Toss in the nosediving cost of SDXC cards, and there is good reason to upgrade an iPod assuming one still has a use case for it.

@JohnVF might have a semi-unique case with a Gen. 4, if I'm not mistaken it's HDD ribbon cable is directly compatible with the Compact Flash memory cards, meaning he needs no adapter at all. The iPod mini is the same way, and though I did use a CF-SD adapter on mine, the one I built for a friend's wife skipped that part and just used a Compact Flash card plugged directly into the HDD ribbon cable connector, as it was an exact match pinout. I believe the Gen. 4 iPod is the same.
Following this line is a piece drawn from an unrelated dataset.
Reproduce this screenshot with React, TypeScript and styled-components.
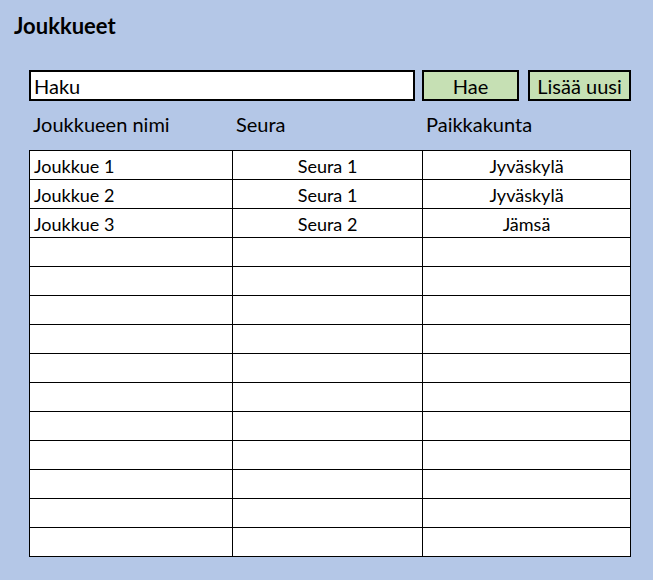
import React from "react";
import styled, { createGlobalStyle } from "styled-components";

const Global = createGlobalStyle`
  html, body { margin: 0; padding: 0; }
  body { background: #b4c7e7; font-family: Lato, "Open Sans", sans-serif; color: #000; }
`;

const Page = styled.div`
  width: 653px;
  height: 580px;
  box-sizing: border-box;
  padding: 13px 22px 0 29px;
  display: flex;
  flex-direction: column;
`;

const Title = styled.h1`
  margin: 0 0 0 -15px;
  font-size: 22px;
  font-weight: 700;
  line-height: 26px;
  height: 26px;
`;

const Toolbar = styled.div`
  margin-top: 31px;
  display: flex;
  align-items: flex-start;
  height: 31px;
`;

const SearchInput = styled.input`
  box-sizing: border-box;
  width: 386px;
  height: 31px;
  border: 2px solid #000;
  background: #fff;
  font-family: inherit;
  font-size: 20px;
  padding: 0 3px;
  margin: 0;
  outline: none;
`;

const Button = styled.button<{ $w: number; $ml: number }>`
  box-sizing: border-box;
  width: ${(p) => p.$w}px;
  height: 31px;
  margin-left: ${(p) => p.$ml}px;
  border: 2px solid #000;
  background: #c6e0b4;
  font-family: inherit;
  font-size: 20px;
  padding: 0;
  color: #000;
`;

const Headers = styled.div`
  display: grid;
  grid-template-columns: 203px 190px 1fr;
  margin-top: 11px;
  height: 38px;
  font-size: 20px;
  line-height: 24px;
  padding-left: 4px;
`;

const Table = styled.table`
  border-collapse: collapse;
  width: 602px;
  table-layout: fixed;
  background: #fff;
  font-size: 18px;
`;

const Row = styled.tr`
  height: 29px;
`;

const Cell = styled.td<{ $left?: boolean }>`
  border: 1.5px solid #000;
  padding: 1px 4px 0;
  text-align: ${(p) => (p.$left ? "left" : "center")};
  line-height: 22px;
`;

const data = [
  ["Joukkue 1", "Seura 1", "Jyväskylä"],
  ["Joukkue 2", "Seura 1", "Jyväskylä"],
  ["Joukkue 3", "Seura 2", "Jämsä"],
];

const rows = Array.from({ length: 14 }, (_, i) => data[i] ?? ["", "", ""]);

export default function App() {
  return (
    <Page>
      <Global />
      <Title>Joukkueet</Title>
      <Toolbar>
        <SearchInput defaultValue="Haku" />
        <Button $w={97} $ml={7}>Hae</Button>
        <Button $w={103} $ml={9}>Lisää uusi</Button>
      </Toolbar>
      <Headers>
        <span>Joukkueen nimi</span>
        <span>Seura</span>
        <span>Paikkakunta</span>
      </Headers>
      <Table>
        <colgroup>
          <col style={{ width: 203 }} />
          <col style={{ width: 190 }} />
          <col />
        </colgroup>
        <tbody>
          {rows.map((r, i) => (
            <Row key={i}>
              <Cell $left>{r[0]}</Cell>
              <Cell>{r[1]}</Cell>
              <Cell>{r[2]}</Cell>
            </Row>
          ))}
        </tbody>
      </Table>
    </Page>
  );
}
The only issue there is Compact Flash is a good deal more expensive than SDXC is, and there was odd incompatibility with certain CF cards that no one ever figured out, evidently they used wonky firmware or had a partition scheme that you could not alter when restoring in iTunes. That said, I did get a Kingston CF card to work just fine in my friend's wife's treasured mini, hers was just 16GB but that was plenty as her music library was iTunes Store bought MP3, and it was then 4 times the original 4GB capacity. The iPod mini is a really cool little portable player, all metal body, monochrome display, and it does have the famous Wolfson DAC too, it sounds great. The one limitation is there's no room inside for a high capacity battery, so the run time can't really be improved like it can with a full size iPod, and it too is a big PIA to take apart.